The orders map out the direction for the Democratic president’s climate change and environmental agenda and reverse the policies of his Republican predecessor, Donald Trump, who sought to maximize U.S. oil, gas and coal output by removing regulations and easing environmental reviews.

“In my view, we’ve already waited too long to deal with this climate crisis,” Biden told a White House ceremony, noting the threats the nation faces from intensifying storms, wildfires, floods and droughts linked to climate change as well as air pollution from burning fossil fuels. “It’s time to act.”

Biden unveiled a “whole-of-government approach” to put climate change concerns at the center of U.S. national security and foreign policy as well as domestic planning. He said building a modern and resilient climate-related infrastructure and a clean energy future for America would create millions of good-paying union jobs.

“This is a case where conscience and convenience cross paths, where dealing with this existential threat to the planet and increasing our economic growth and prosperity are one and the same. When I think of climate change and the answers to it, I think of jobs,” added Biden, who faces pressure from liberals in his own party for aggressive action on climate change.

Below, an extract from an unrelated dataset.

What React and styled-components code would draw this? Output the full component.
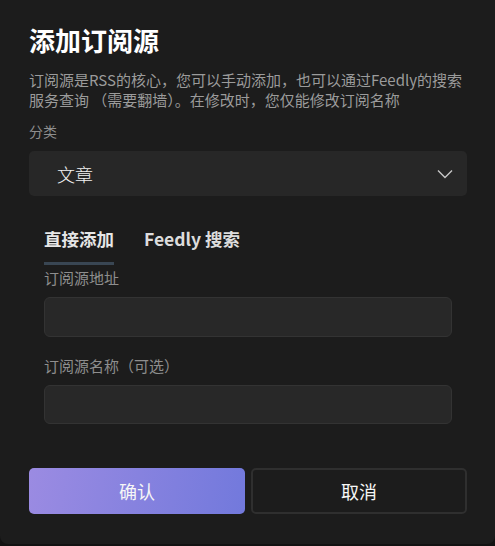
import styled, { createGlobalStyle } from "styled-components";

const Global = createGlobalStyle`
   html, body {
      margin: 0;
      padding: 0;
      background: #121212;
   }
   * { box-sizing: border-box; }
`;

// dialog
const Dialog = styled.div`
   width: 495px;
   height: 544px;
   background: #1c1c1c;
   border-radius: 0 0 8px 8px;
   padding: 22px 28px 0 29px;
   display: flex;
   flex-direction: column;
   font-family: "Noto Sans CJK SC", "Noto Sans", sans-serif;
   color: #fff;
`;

const Title = styled.h2`
   margin: 0;
   font-size: 26px;
   line-height: 36px;
   font-weight: 700;
   color: #ffffff;
`;

const Desc = styled.p`
   margin: 12px 0 0 0;
   font-size: 15px;
   line-height: 20px;
   color: #9b9b9b;
   white-space: nowrap;
`;

const Label = styled.div`
   margin-top: ${(p) => p.$top}px;
   font-size: ${(p) => p.$size || 14}px;
   line-height: 20px;
   color: #8e8e8e;
   white-space: nowrap;
`;

// select
const Select = styled.div`
   margin-top: 10px;
   height: 45px;
   background: #272727;
   border-radius: 5px;
   display: flex;
   align-items: center;
   justify-content: space-between;
   padding: 0 14px 0 28px;
   font-size: 18px;
   font-weight: 300;
   color: #f2f2f2;
`;

// tabs + form
const Panel = styled.div`
   margin-top: 31px;
   padding: 0 15px;
   display: flex;
   flex-direction: column;
`;

const Tabs = styled.div`
   display: flex;
   gap: 30px;
`;

const Tab = styled.div`
   font-size: 17.5px;
   line-height: 24px;
   font-weight: 700;
   color: ${(p) => (p.$active ? "#e6e6e6" : "#dcdcdc")};
   padding-bottom: 11px;
   border-bottom: 3px solid ${(p) => (p.$active ? "#394653" : "transparent")};
`;

const Input = styled.input`
   margin-top: 9px;
   height: ${(p) => p.$h}px;
   width: 100%;
   background: #282828;
   border: 1px solid #333333;
   border-radius: 6px;
   outline: none;
   color: #eee;
   font-family: inherit;
   font-size: 15px;
   padding: 0 12px;
`;

// buttons
const Actions = styled.div`
   margin-top: 44px;
   display: grid;
   grid-template-columns: 1fr 1fr;
   gap: 6px;
`;

const Button = styled.button`
   height: 46px;
   border-radius: 5px;
   font-family: inherit;
   font-size: 18px;
   font-weight: 400;
   color: #f6f6f6;
   border: ${(p) => (p.$primary ? "none" : "2px solid #2f2f2f")};
   background: ${(p) =>
      p.$primary ? "linear-gradient(100deg, #9b8be2 0%, #7279dc 100%)" : "#1c1c1c"};
`;

function Chevron() {
   return (
      <svg width="16" height="10" viewBox="0 0 16 10">
         <polyline points="1,1.5 8,8.5 15,1.5" fill="none" stroke="#c6c6c6" strokeWidth="1.4" />
      </svg>
   );
}

export default function App() {
   return (
      <>
         <Global />
         <Dialog>
            <Title>添加订阅源</Title>
            <Desc>
               订阅源是RSS的核心，您可以手动添加，也可以通过Feedly的搜索
               <br />
               服务查询 （需要翻墙）。在修改时，您仅能修改订阅名称
            </Desc>
            <Label $top={11}>分类</Label>
            <Select>
               <span>文章</span>
               <Chevron />
            </Select>
            <Panel>
               <Tabs>
                  <Tab $active>直接添加</Tab>
                  <Tab>Feedly 搜索</Tab>
               </Tabs>
               <Label $top={3} $size={15}>订阅源地址</Label>
               <Input $h={40} />
               <Label $top={19} $size={15}>订阅源名称（可选）</Label>
               <Input $h={39} />
            </Panel>
            <Actions>
               <Button $primary>确认</Button>
               <Button>取消</Button>
            </Actions>
         </Dialog>
      </>
   );
}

Biden’s measures to address climate change have cheered international partners and environmental advocates, but have drawn opposition from Big Oil, which argues his moves would cost the United States millions of jobs and billions of dollars in revenue with the U.S. economy still battered by the COVID-19 pandemic.

“With a stroke of a pen, the administration is shifting America’s bright energy future into reverse and setting us on a path toward greater reliance on foreign energy produced with lower environmental standards,” said Mike Sommers, president of the American Petroleum Institute, the nation’s biggest oil industry association.